- Born: 1949 (age 76–77)
- Education: McGill University University of Massachusetts
- Awards: BPS Barbara Wilson Lifetime Achievement Award (2013)
- Scientific career
- Fields: Cognitive neuroscience
- Workplaces: University College London Montreal Children's Hospital Great Ormond Street Hospital
- Thesis: Hemispheric specialization in congenitally deaf and hearing children and adolescents (1979)
- Doctoral advisor: Michael Corballis
- Website: iris.ucl.ac.uk/iris/browse/profile?upi=FVARG91

= Faraneh Vargha-Khadem =

Cognitive neuroscientist

Faraneh Vargha-Khadem (born 1949) is a British cognitive neuroscientist specializing in developmental amnesia among children.
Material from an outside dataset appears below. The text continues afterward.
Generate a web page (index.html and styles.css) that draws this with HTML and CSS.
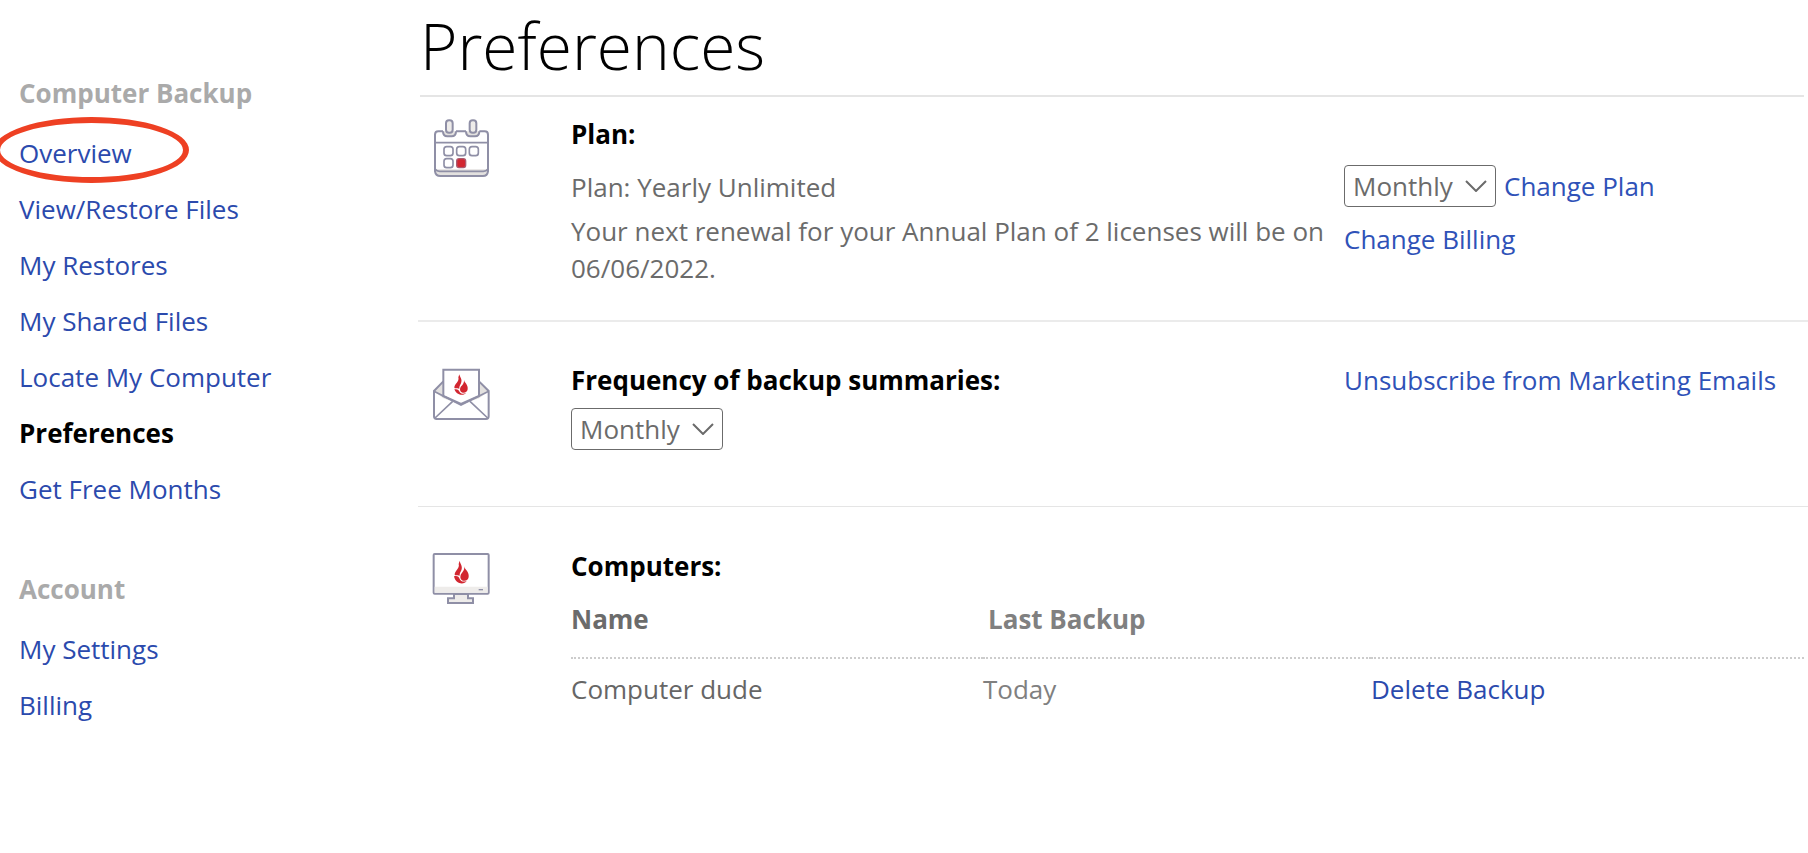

Faraneh was a part of the team that identified the FOXP2 gene, the so-called 'speech gene', that may explain why humans talk and chimps do not.

==Education==
Vargha-Khadem was educated at McGill University and the University of Massachusetts.

==Career and research==
She served as head of the clinical neuropsychology service at Great Ormond Street Hospital, and director of the centre for developmental cognitive neuroscience at University College London.

She was elected a Fellow of the Academy of Medical Sciences in 2000. Faraneh was the awarded the BPS Barbara Wilson Lifetime Achievement Award in 2013.